----- RAW RECORDS

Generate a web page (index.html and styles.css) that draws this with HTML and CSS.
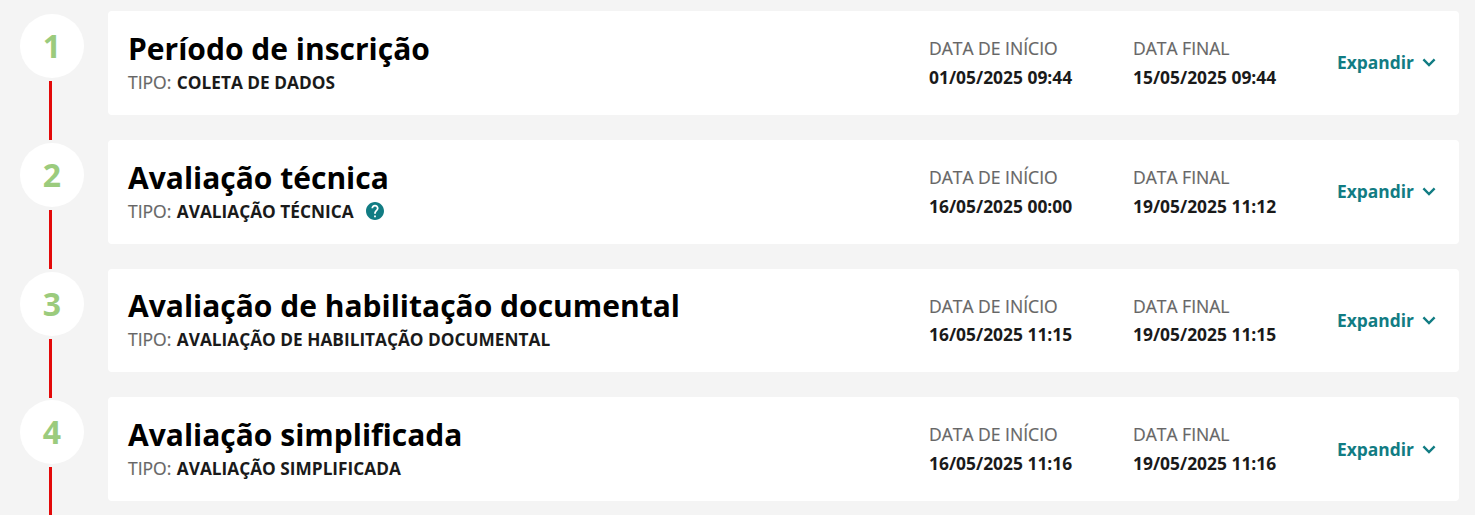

----------
----- RAW RECORDS

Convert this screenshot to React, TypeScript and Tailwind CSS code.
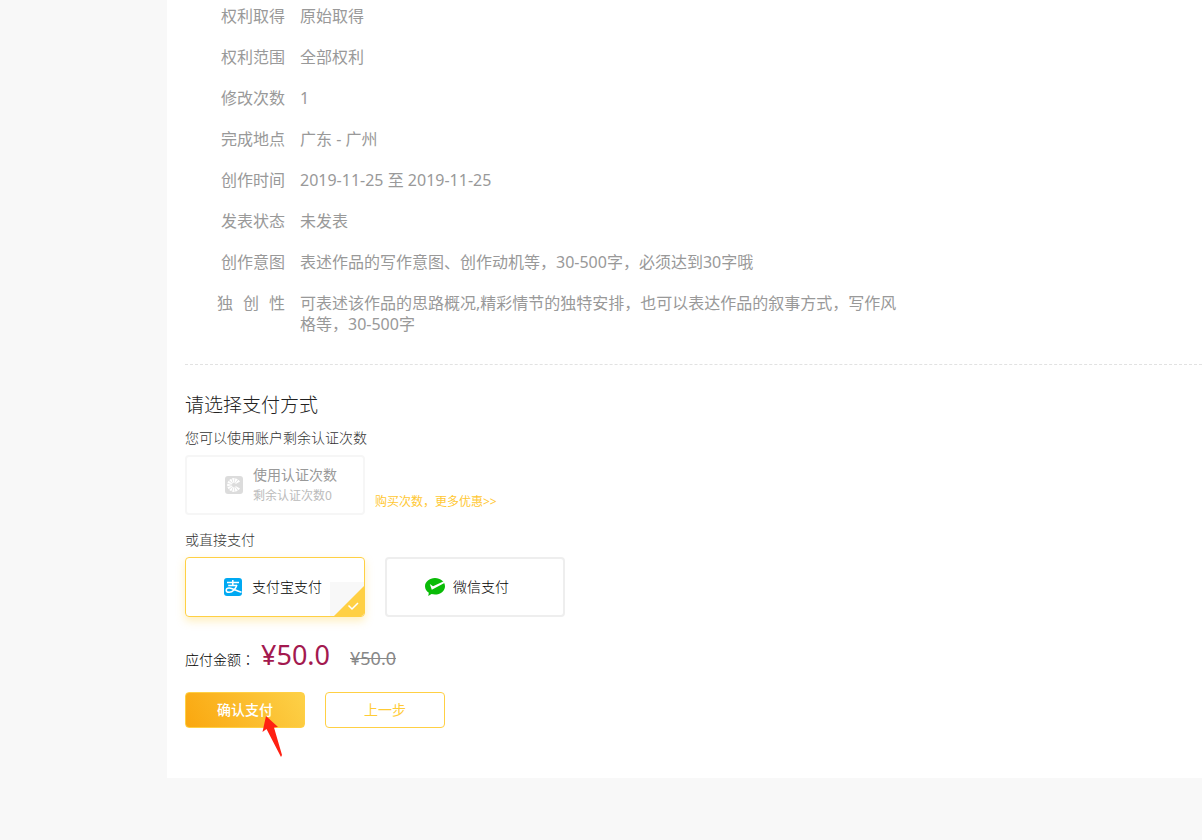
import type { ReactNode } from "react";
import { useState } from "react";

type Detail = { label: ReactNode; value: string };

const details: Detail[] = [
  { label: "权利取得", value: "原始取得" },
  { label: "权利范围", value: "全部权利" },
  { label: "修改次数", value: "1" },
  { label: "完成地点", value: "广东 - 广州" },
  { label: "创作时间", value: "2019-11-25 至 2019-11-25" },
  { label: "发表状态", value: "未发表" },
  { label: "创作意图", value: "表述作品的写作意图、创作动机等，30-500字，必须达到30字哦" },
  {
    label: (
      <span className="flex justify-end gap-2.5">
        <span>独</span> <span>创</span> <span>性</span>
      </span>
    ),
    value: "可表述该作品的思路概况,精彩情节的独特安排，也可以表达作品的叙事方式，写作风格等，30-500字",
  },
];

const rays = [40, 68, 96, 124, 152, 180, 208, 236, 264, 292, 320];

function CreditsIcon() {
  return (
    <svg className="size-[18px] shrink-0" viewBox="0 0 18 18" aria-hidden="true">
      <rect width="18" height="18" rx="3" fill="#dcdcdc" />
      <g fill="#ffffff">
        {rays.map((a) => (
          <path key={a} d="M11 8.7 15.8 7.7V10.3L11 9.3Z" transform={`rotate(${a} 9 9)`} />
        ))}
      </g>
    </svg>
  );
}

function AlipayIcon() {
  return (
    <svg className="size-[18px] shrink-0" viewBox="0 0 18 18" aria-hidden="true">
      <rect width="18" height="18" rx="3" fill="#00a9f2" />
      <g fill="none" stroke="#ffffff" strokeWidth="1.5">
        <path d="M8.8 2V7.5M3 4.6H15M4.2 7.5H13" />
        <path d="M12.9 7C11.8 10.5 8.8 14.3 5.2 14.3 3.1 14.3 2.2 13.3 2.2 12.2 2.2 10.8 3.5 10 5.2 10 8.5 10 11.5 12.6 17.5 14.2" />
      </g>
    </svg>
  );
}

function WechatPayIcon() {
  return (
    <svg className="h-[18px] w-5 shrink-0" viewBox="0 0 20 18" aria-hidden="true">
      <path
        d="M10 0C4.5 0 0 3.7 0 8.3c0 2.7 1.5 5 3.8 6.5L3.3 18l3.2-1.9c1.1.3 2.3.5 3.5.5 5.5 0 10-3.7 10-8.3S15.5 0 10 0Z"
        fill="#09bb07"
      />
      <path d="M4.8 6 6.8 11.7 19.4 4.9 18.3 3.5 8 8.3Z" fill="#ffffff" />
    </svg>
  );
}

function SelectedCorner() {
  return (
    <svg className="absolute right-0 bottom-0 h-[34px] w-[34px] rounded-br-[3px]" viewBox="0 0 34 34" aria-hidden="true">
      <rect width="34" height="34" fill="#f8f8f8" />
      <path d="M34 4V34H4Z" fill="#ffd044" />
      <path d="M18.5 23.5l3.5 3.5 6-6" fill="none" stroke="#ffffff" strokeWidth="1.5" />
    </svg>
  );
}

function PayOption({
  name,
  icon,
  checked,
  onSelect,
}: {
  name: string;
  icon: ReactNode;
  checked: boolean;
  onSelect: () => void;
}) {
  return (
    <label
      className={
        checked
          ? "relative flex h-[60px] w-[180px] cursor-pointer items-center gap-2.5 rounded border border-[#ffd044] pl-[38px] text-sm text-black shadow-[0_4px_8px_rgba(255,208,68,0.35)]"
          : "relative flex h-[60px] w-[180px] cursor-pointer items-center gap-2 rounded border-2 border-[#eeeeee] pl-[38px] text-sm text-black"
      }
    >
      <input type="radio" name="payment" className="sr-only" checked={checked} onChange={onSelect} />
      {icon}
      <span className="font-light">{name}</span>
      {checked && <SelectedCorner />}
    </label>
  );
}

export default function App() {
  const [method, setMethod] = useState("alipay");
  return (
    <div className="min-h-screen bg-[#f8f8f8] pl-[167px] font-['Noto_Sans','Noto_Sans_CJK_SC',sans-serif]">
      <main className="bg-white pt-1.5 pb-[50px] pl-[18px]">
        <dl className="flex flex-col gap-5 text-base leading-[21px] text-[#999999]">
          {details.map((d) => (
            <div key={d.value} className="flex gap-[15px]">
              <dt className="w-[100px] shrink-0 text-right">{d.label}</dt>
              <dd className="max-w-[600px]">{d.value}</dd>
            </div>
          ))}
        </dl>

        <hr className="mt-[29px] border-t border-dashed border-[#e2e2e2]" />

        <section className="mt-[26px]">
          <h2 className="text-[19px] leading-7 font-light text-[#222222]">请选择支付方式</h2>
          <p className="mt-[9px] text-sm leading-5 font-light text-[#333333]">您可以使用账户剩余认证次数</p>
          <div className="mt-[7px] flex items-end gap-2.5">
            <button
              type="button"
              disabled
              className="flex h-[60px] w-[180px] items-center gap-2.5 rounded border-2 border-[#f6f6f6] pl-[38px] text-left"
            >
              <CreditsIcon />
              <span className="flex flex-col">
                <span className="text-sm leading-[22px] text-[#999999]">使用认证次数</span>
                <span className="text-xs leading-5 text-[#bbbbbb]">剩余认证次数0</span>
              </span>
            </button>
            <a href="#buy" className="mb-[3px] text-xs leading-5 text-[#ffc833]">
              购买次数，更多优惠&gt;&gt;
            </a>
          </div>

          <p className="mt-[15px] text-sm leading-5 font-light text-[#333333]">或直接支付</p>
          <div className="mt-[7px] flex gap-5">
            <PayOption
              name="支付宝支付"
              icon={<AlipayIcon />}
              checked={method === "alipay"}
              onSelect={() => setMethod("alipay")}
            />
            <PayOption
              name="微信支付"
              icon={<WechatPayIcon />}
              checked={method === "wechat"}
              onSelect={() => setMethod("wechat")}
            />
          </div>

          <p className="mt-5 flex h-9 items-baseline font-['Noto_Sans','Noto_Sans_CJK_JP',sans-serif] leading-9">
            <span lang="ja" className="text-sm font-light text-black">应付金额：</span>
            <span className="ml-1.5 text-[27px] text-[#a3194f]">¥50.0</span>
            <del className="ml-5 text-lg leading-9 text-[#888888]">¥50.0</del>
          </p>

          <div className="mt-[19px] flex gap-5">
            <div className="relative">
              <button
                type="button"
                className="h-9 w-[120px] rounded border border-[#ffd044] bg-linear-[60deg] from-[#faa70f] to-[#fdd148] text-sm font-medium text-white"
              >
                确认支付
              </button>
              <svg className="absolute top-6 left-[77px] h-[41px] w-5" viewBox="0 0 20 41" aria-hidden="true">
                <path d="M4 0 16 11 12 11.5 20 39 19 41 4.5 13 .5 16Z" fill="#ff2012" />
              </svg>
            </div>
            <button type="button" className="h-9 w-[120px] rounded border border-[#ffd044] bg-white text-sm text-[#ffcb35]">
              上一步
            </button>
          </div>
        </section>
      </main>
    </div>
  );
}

----------
----- RAW RECORDS

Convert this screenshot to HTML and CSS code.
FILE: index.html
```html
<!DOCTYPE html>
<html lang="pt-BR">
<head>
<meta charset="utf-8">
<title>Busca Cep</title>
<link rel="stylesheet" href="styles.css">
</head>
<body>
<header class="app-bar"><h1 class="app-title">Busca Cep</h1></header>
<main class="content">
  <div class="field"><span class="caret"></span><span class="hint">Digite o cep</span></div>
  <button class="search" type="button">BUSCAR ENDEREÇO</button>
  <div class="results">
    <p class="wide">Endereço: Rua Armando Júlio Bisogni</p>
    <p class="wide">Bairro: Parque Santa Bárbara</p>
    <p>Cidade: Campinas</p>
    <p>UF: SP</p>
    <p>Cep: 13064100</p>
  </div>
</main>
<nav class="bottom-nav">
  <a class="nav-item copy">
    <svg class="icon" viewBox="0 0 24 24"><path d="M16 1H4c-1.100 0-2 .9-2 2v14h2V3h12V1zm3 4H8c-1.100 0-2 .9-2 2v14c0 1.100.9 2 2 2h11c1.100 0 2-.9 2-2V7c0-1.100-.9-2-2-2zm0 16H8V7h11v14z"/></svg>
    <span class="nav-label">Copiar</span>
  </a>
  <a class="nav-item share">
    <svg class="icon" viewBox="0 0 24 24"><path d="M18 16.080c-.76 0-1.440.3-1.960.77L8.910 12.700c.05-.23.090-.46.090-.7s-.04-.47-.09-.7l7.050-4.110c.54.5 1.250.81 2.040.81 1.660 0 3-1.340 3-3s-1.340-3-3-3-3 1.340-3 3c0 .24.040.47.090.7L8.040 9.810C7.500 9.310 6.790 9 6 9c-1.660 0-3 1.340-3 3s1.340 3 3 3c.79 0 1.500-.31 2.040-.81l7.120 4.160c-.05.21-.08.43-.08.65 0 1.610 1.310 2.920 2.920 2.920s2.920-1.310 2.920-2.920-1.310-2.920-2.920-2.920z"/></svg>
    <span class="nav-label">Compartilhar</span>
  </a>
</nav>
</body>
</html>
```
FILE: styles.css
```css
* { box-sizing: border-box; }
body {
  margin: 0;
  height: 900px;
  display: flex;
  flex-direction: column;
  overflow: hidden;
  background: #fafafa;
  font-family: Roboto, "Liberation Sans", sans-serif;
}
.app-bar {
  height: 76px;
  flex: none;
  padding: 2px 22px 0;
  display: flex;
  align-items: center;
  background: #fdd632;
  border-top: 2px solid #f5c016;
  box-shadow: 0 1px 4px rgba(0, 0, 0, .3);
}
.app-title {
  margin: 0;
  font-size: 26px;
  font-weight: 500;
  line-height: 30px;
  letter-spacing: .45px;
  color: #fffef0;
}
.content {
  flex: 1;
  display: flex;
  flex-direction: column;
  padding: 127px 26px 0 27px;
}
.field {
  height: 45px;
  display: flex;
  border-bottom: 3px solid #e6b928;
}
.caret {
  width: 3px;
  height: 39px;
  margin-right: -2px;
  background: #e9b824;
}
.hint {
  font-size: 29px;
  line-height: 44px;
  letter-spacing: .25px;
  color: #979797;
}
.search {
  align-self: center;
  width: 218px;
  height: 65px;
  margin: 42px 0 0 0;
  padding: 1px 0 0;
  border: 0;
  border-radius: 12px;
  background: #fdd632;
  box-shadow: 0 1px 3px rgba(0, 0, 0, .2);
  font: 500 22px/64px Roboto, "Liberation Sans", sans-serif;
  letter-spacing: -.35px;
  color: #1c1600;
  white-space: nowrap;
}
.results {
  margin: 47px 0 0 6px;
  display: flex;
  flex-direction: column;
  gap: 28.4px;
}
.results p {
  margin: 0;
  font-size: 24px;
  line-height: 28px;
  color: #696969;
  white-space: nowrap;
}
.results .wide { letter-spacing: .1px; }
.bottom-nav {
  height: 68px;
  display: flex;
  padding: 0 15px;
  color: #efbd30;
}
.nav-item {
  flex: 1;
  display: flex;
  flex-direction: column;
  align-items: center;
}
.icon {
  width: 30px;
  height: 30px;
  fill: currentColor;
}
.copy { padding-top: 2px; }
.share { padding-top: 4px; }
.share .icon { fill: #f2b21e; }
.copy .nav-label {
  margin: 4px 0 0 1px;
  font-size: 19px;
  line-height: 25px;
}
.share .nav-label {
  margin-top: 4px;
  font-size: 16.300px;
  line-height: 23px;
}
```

----------

DIRECTIONS —
Extract each line holding the string "styles".

FINISHED TASK —
Generate a web page (index.html and styles.css) that draws this with HTML and CSS.
<link rel="stylesheet" href="styles.css">
FILE: styles.css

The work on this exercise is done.